As far as someone flying backwards, through a window, etc., it's crap. Always has been.
What brought this to mind is an episode of 'Mythbusters'. They took a pig carcass, hung it up on a balanced mount, and shot it with various firearms to see if it would be thrown back. Nope. Not with a .308, not with a burst from an MP5, at the end either a 12-guage slug or 00 buckshot transferred enough energy to make it fall off the mount, but that's all; it did NOT go flying backward, not a bit.
Peter Capstick, in various of his books and articles, explored the idea of 'knockdown power', finding it to be crap. Bullets just don't work that way. A bullet penetrates, so the energy is used in pushing it through the target and(in the case of soft tissue) damaging the tissue. If you took the energy tied up in a .357 Mag bullet and put it into a steel plate, say, a foot square, striking a man it would be able to knock him backwards, but that's a whole 'nother thing. Capstick said that in his experience he'd never seen any animal of a size greater than 40lbs actually knocked over/back by any cartridge, including big express-rifle stuff.
I think that if you were talking about a shotgun hitting somebody at close(a few feet) range, that might be able to physically shove the target back, but that might be equally from the press of expanding powder gas as well as the shot. And it would probably have to be shot; a slug would penetrate, shot would be more likely to transfer its full energy to the target.
This is one of the reasons I don't really like L. Sprague deCamp. He's an author. I originally didn't like him because he 'edited' a lot of the Robert E. Howard 'Conan' stories, and his 'editing' often involved rewriting the damn thing. Then, he wrote some short stories collected in a book called 'Rivers of Time', about a guy running safaris back in time. In the first story the character Rivers is laying down the law, saying that if you want to go back and hunt dinosaurs the only rifle you'll be allowed to carry is a .600 Nitro Express, because it's the only gun that can knock a dinosaur down. Which is followed, in at least one of the stories, by description of a dinosaur being knocked off it's feet by the impact of a shot. Besides messing up the stories for anyone who does know anything about guns, it spread bad information(done by a guy who's supposed to be serious about science).

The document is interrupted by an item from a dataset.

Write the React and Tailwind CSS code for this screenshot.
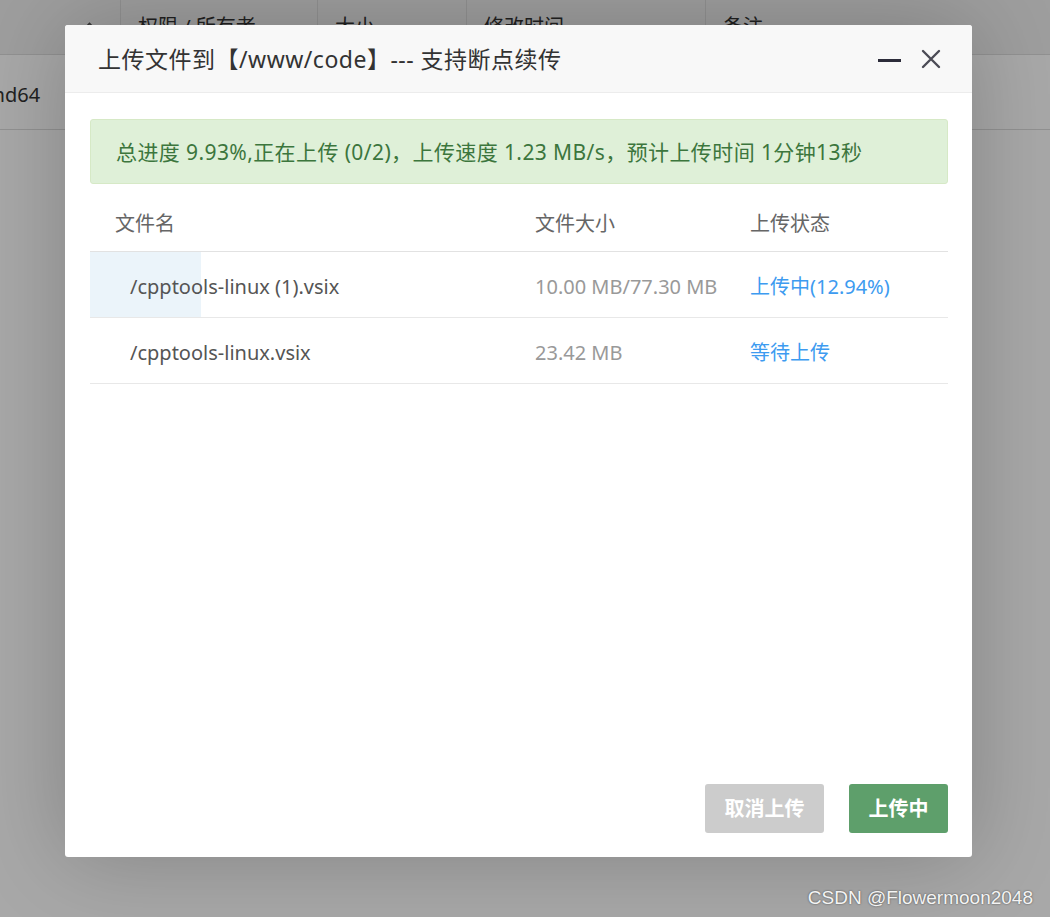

Oh well. Now I can just wait for the next 'investigative report' from some idiot journalist who doesn't bother to find out that 'assault rifles' aren't any more powerful than anything else. Oh well.
3 comments:
Well, I'm going to nitpick a little bit. When it comes to shooting something solid and moving it, KE alone is very deceptive.
The important factor is momentum, which is p (momentum) = mv, whereas I'm sure you know KE = .5mv^2. So if you take a 115gr 357 magnum vs, say, a hot 45 ACP with a 230gr bullet--both carrying the same kinetic energy--the 45 ACP will knock the object back more because its KE relies more on mass relative to the 357 magnum, yielding a higher momentum.
All that aside, it would take a damn powerful shot to move a 165 pound man more than a few inches even if you could apply the force to his body without any penetration. Equal and opposite reaction and all that...
Oh, yeah. All things being equal I'd rather depend on a big heavy projectile than a small light one.
My big gripe is with the crap of people flying backward, through windows, etc., when hit. Or animals being physically knocked over.
I never realized what kind of peashooter my 9mm was until I got a case of 45 ACP and held a few of those cartridges in my hand... haven't shot more than 100 rounds through my P95 since I got my 1911.
Yeah, movies and books just jerk me right out of the story when people start flying unless it's intended to be exaggerated, with 'wire-fu' martial arts and such. I've actually started tuning that out and gotten a lot more annoyed with, for example, the multiple-click sound effects on an empty... single action weapon. Argh!
On the gun scene, it kills me when people start claiming that the velocity of lighter bullets will cause the kind of damage light rifle bullets at mach 2.5 cause; for a handgun, the heaviest possible bullet with an acceptable trajectory and case pressure is the way to go.